[start Task inputs]
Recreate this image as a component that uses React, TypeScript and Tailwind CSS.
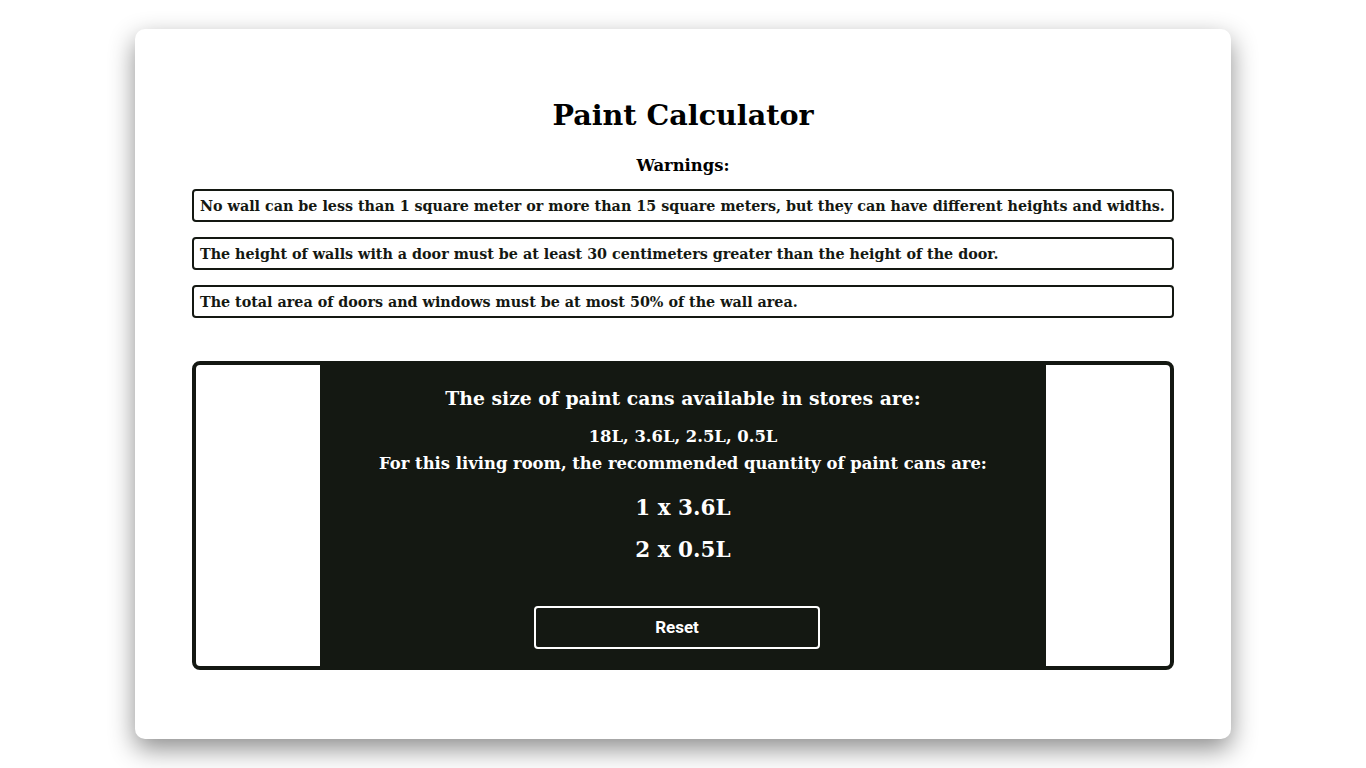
const warnings = [
  "No wall can be less than 1 square meter or more than 15 square meters, but they can have different heights and widths.",
  "The height of walls with a door must be at least 30 centimeters greater than the height of the door.",
  "The total area of doors and windows must be at most 50% of the wall area.",
];

const result = ["1 x 3.6L", "2 x 0.5L"];

export default function App() {
  return (
    <div className="min-h-screen bg-white pt-[29px] font-['DejaVu_Serif',serif] text-black">
      <div className="mx-auto flex h-[710px] w-[1096px] flex-col items-center rounded-[10px] bg-white px-[57px] pt-[69px] shadow-[0_10px_26px_rgba(0,0,0,0.45)]">
        <h1 className="text-[28.6px] font-bold leading-[34px]">Paint Calculator</h1>
        <h3 className="mt-[23px] text-[16.4px] font-bold leading-[22px]">Warnings:</h3>

        <div className="mt-[12px] flex w-full flex-col gap-[15px]">
          {warnings.map((text) => (
            <div
              key={text}
              className="flex h-[33px] items-center rounded-[4px] border-2 border-[#141812] px-[6px] pt-[2px] text-[14.3px] font-bold text-[#141812]"
            >
              {text}
            </div>
          ))}
        </div>

        <div className="mt-[43px] flex h-[309px] w-full justify-center rounded-[8px] border-4 border-[#141812]">
          <div className="flex w-[726px] flex-col items-center bg-[#141812] pt-[20px] text-white">
            <h3 className="text-[18.8px] font-bold leading-[26px]">
              The size of paint cans available in stores are:
            </h3>
            <p className="mt-[14px] text-[16.4px] font-bold leading-[24px]">18L, 3.6L, 2.5L, 0.5L</p>
            <p className="mt-[3px] text-[16.4px] font-bold leading-[24px]">
              For this living room, the recommended quantity of paint cans are:
            </p>
            <div className="mt-[17px] flex flex-col items-center gap-[12px]">
              {result.map((r) => (
                <span key={r} className="text-[21.5px] font-bold leading-[30px]">
                  {r}
                </span>
              ))}
            </div>
            <button className="mr-[12px] mt-[41px] h-[43px] w-[286px] rounded-[4px] border-2 border-white font-['Roboto',sans-serif] text-[17px] font-bold text-white">
              Reset
            </button>
          </div>
        </div>
      </div>
    </div>
  );
}
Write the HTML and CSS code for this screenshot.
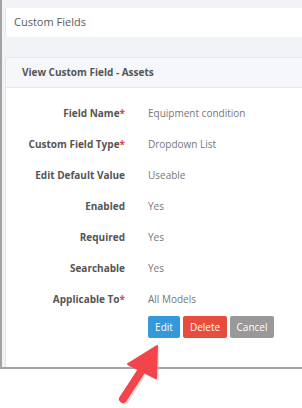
FILE: index.html
```html
<!DOCTYPE html>
<html lang="en">
  <head>
    <meta charset="UTF-8" />
    <meta name="viewport" content="width=device-width, initial-scale=1.0" />
    <title>View Custom Field</title>
    <link rel="stylesheet" href="styles.css">
  </head>

  <body>
    <div class="shot">
      <div class="page-title">Custom Fields</div>

      <div class="panel">
        <div class="panel-heading">View Custom Field - Assets</div>
        <div class="panel-body">
          <div class="field-row">
            <span class="field-label">Field Name<span class="req">*</span></span>
            <span class="field-value">Equipment condition</span>
          </div>
          <div class="field-row">
            <span class="field-label">Custom Field Type<span class="req">*</span></span>
            <span class="field-value">Dropdown List</span>
          </div>
          <div class="field-row">
            <span class="field-label">Edit Default Value</span>
            <span class="field-value">Useable</span>
          </div>
          <div class="field-row">
            <span class="field-label">Enabled</span>
            <span class="field-value">Yes</span>
          </div>
          <div class="field-row">
            <span class="field-label">Required</span>
            <span class="field-value">Yes</span>
          </div>
          <div class="field-row">
            <span class="field-label">Searchable</span>
            <span class="field-value">Yes</span>
          </div>
          <div class="field-row">
            <span class="field-label">Applicable To<span class="req">*</span></span>
            <span class="field-value">All Models</span>
          </div>
          <div class="actions">
            <button class="btn btn-edit">Edit</button>
            <button class="btn btn-delete">Delete</button>
            <button class="btn btn-cancel">Cancel</button>
          </div>
        </div>
      </div>
    </div>

    <!-- callout arrow pointing at the Edit button -->
    <svg class="arrow" width="302" height="408" viewBox="0 0 302 408">
      <g fill="#b9b9b9" stroke="#b9b9b9" opacity="0.5" transform="translate(1.5,1.5)">
        <line x1="142" y1="370" x2="123" y2="399" stroke-width="8" stroke-linecap="round" />
        <polygon points="157,346 128,364 156,378" stroke-width="2" stroke-linejoin="round" />
      </g>
      <g fill="#f2444b" stroke="#f2444b">
        <line x1="142" y1="370" x2="123" y2="399" stroke-width="8" stroke-linecap="round" />
        <polygon points="157,346 128,364 156,378" stroke-width="2" stroke-linejoin="round" />
      </g>
    </svg>
  </body>
</html>
```

FILE: styles.css
```css
body {
  margin: 0;
  padding: 0;
  background-color: #ffffff;
  font-family: "Open Sans", Arial, sans-serif;
  position: relative;
  width: 302px;
  height: 408px;
  overflow: hidden;
}

.shot {
  width: 297px;
  height: 359px;
  border: 2px solid #a3a3a3;
  border-top: none;
  background-color: #f2f3f7;
  padding: 8px 0 0 3px;
  box-sizing: content-box;
  overflow: hidden;
}

.page-title {
  height: 29px;
  background-color: #ffffff;
  border-left: 1px solid #e7e8ed;
  padding-left: 8px;
  font-size: 11px;
  line-height: 27px;
  color: #5a5a5a;
  box-sizing: border-box;
}

.panel {
  margin-top: 20px;
  background-color: #ffffff;
  border-left: 1px solid #e4e6eb;
  border-top: 1px solid #e8eaef;
  height: 400px;
}

.panel-heading {
  height: 29px;
  background-color: #f6f7fa;
  border-bottom: 1px solid #e6e8ee;
  padding-left: 16px;
  font-size: 10px;
  font-weight: bold;
  line-height: 29px;
  color: #555555;
}

.panel-body {
  padding-top: 9px;
}

.field-row {
  display: flex;
  align-items: center;
  height: 31px;
  font-size: 10px;
}

.field-label {
  width: 119px;
  text-align: right;
  font-weight: bold;
  color: #555555;
}

.req {
  color: #e4473c;
}

.field-value {
  margin-left: 23px;
  color: #777777;
}

.actions {
  display: flex;
  gap: 3px;
  margin-top: 2px;
  padding-left: 142px;
}

.btn {
  height: 22px;
  padding: 0;
  border: none;
  border-radius: 2px;
  color: #ffffff;
  font-family: "Open Sans", Arial, sans-serif;
  font-size: 10px;
  cursor: pointer;
}

.btn-edit {
  width: 32px;
  background-color: #3498db;
}

.btn-delete {
  width: 44px;
  background-color: #e74c3c;
}

.btn-cancel {
  width: 44px;
  background-color: #999999;
}

.arrow {
  position: absolute;
  left: 0;
  top: 0;
}
```
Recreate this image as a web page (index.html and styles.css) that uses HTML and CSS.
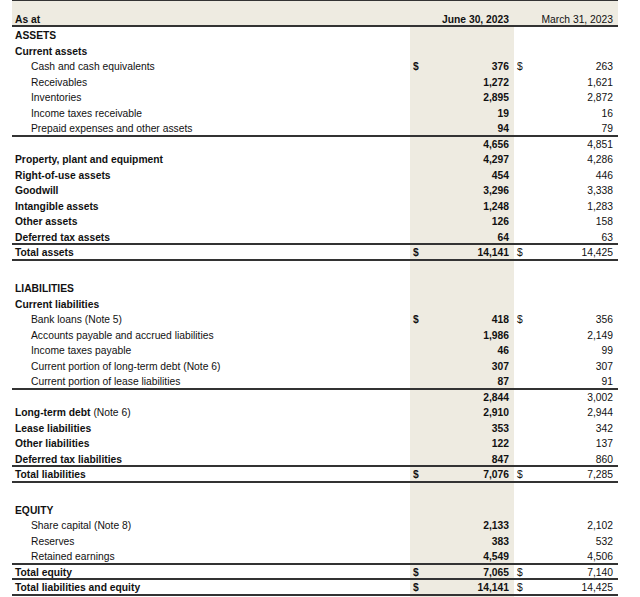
FILE: index.html
```html
<!DOCTYPE html>
<html>
<head>
<meta charset="utf-8">
<link rel="stylesheet" href="styles.css">
</head>
<body>
<div class="sheet">
  <div class="head">
    <div class="lab b">As at</div>
    <div class="hv b">June 30, 2023</div>
    <div class="hv">March 31, 2023</div>
  </div>

  <div class="row"><div class="lab b">ASSETS</div></div>
  <div class="row"><div class="lab b">Current assets</div></div>
  <div class="row"><div class="lab ind">Cash and cash equivalents</div><div class="val b"><span>$</span><span>376</span></div><div class="val"><span>$</span><span>263</span></div></div>
  <div class="row"><div class="lab ind">Receivables</div><div class="val b"><span></span><span>1,272</span></div><div class="val"><span></span><span>1,621</span></div></div>
  <div class="row"><div class="lab ind">Inventories</div><div class="val b"><span></span><span>2,895</span></div><div class="val"><span></span><span>2,872</span></div></div>
  <div class="row"><div class="lab ind">Income taxes receivable</div><div class="val b"><span></span><span>19</span></div><div class="val"><span></span><span>16</span></div></div>
  <div class="row"><div class="lab ind">Prepaid expenses and other assets</div><div class="val b"><span></span><span>94</span></div><div class="val"><span></span><span>79</span></div></div>
  <div class="rule"></div>
  <div class="row"><div class="lab"></div><div class="val b"><span></span><span>4,656</span></div><div class="val"><span></span><span>4,851</span></div></div>
  <div class="row"><div class="lab b">Property, plant and equipment</div><div class="val b"><span></span><span>4,297</span></div><div class="val"><span></span><span>4,286</span></div></div>
  <div class="row"><div class="lab b">Right-of-use assets</div><div class="val b"><span></span><span>454</span></div><div class="val"><span></span><span>446</span></div></div>
  <div class="row"><div class="lab b">Goodwill</div><div class="val b"><span></span><span>3,296</span></div><div class="val"><span></span><span>3,338</span></div></div>
  <div class="row"><div class="lab b">Intangible assets</div><div class="val b"><span></span><span>1,248</span></div><div class="val"><span></span><span>1,283</span></div></div>
  <div class="row"><div class="lab b">Other assets</div><div class="val b"><span></span><span>126</span></div><div class="val"><span></span><span>158</span></div></div>
  <div class="row"><div class="lab b">Deferred tax assets</div><div class="val b"><span></span><span>64</span></div><div class="val"><span></span><span>63</span></div></div>
  <div class="rule"></div>
  <div class="row"><div class="lab b">Total assets</div><div class="val b"><span>$</span><span>14,141</span></div><div class="val"><span>$</span><span>14,425</span></div></div>
  <div class="rule"></div>

  <div class="gap gap1"></div>

  <div class="row"><div class="lab b">LIABILITIES</div></div>
  <div class="row"><div class="lab b">Current liabilities</div></div>
  <div class="row"><div class="lab ind">Bank loans (Note 5)</div><div class="val b"><span>$</span><span>418</span></div><div class="val"><span>$</span><span>356</span></div></div>
  <div class="row"><div class="lab ind">Accounts payable and accrued liabilities</div><div class="val b"><span></span><span>1,986</span></div><div class="val"><span></span><span>2,149</span></div></div>
  <div class="row"><div class="lab ind">Income taxes payable</div><div class="val b"><span></span><span>46</span></div><div class="val"><span></span><span>99</span></div></div>
  <div class="row"><div class="lab ind">Current portion of long-term debt (Note 6)</div><div class="val b"><span></span><span>307</span></div><div class="val"><span></span><span>307</span></div></div>
  <div class="row"><div class="lab ind">Current portion of lease liabilities</div><div class="val b"><span></span><span>87</span></div><div class="val"><span></span><span>91</span></div></div>
  <div class="rule"></div>
  <div class="row"><div class="lab"></div><div class="val b"><span></span><span>2,844</span></div><div class="val"><span></span><span>3,002</span></div></div>
  <div class="row"><div class="lab"><span class="b">Long-term debt</span> (Note 6)</div><div class="val b"><span></span><span>2,910</span></div><div class="val"><span></span><span>2,944</span></div></div>
  <div class="row"><div class="lab b">Lease liabilities</div><div class="val b"><span></span><span>353</span></div><div class="val"><span></span><span>342</span></div></div>
  <div class="row"><div class="lab b">Other liabilities</div><div class="val b"><span></span><span>122</span></div><div class="val"><span></span><span>137</span></div></div>
  <div class="row"><div class="lab b">Deferred tax liabilities</div><div class="val b"><span></span><span>847</span></div><div class="val"><span></span><span>860</span></div></div>
  <div class="rule"></div>
  <div class="row"><div class="lab b">Total liabilities</div><div class="val b"><span>$</span><span>7,076</span></div><div class="val"><span>$</span><span>7,285</span></div></div>
  <div class="rule"></div>

  <div class="gap gap2"></div>

  <div class="row"><div class="lab b">EQUITY</div></div>
  <div class="row"><div class="lab ind">Share capital (Note 8)</div><div class="val b"><span></span><span>2,133</span></div><div class="val"><span></span><span>2,102</span></div></div>
  <div class="row"><div class="lab ind">Reserves</div><div class="val b"><span></span><span>383</span></div><div class="val"><span></span><span>532</span></div></div>
  <div class="row"><div class="lab ind">Retained earnings</div><div class="val b"><span></span><span>4,549</span></div><div class="val"><span></span><span>4,506</span></div></div>
  <div class="rule"></div>
  <div class="row"><div class="lab b">Total equity</div><div class="val b"><span>$</span><span>7,065</span></div><div class="val"><span>$</span><span>7,140</span></div></div>
  <div class="rule"></div>
  <div class="row"><div class="lab b">Total liabilities and equity</div><div class="val b"><span>$</span><span>14,141</span></div><div class="val"><span>$</span><span>14,425</span></div></div>
  <div class="rule"></div>
</div>
</body>
</html>
```

FILE: styles.css
```css
html, body {
  margin: 0;
  padding: 0;
  background: #ffffff;
}

body {
  font-family: "Liberation Sans", Arial, sans-serif;
  font-size: 10.3px;
  color: #111111;
}

.sheet {
  margin-left: 12px;
  width: 606px;
  min-height: 597px;
  background: linear-gradient(to right,
    transparent 0, transparent 398px,
    #eeebe1 398px, #eeebe1 502px,
    transparent 502px);
}

.head {
  display: grid;
  grid-template-columns: 398px 104px 104px;
  align-items: end;
  height: 24px;
  line-height: 10px;
  background: #eeebe1;
  border-top: 1px solid #333333;
  border-bottom: 2px solid #333333;
}

.head .lab {
  padding-left: 3px;
}

.hv {
  text-align: right;
  padding-right: 5px;
}

.row {
  display: grid;
  grid-template-columns: 398px 104px 104px;
  box-sizing: border-box;
  height: 15.5px;
  padding-top: 1px;
  line-height: 15.5px;
  white-space: nowrap;
}

.lab {
  padding-left: 3px;
}

.lab.ind {
  padding-left: 19px;
}

.val {
  display: flex;
  justify-content: space-between;
  padding: 0 5px 0 3px;
}

.b {
  font-weight: bold;
}

.rule {
  height: 2px;
  margin: -1px 0;
  background: #333333;
}

.gap1 {
  height: 20.5px;
}

.gap2 {
  height: 20px;
}
```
[end Task inputs]
**Problem**
In the entries above, find every line with the word "that" and list it.

**Result of the exercise**
Recreate this image as a component that uses React, TypeScript and Tailwind CSS.
Recreate this image as a web page (index.html and styles.css) that uses HTML and CSS.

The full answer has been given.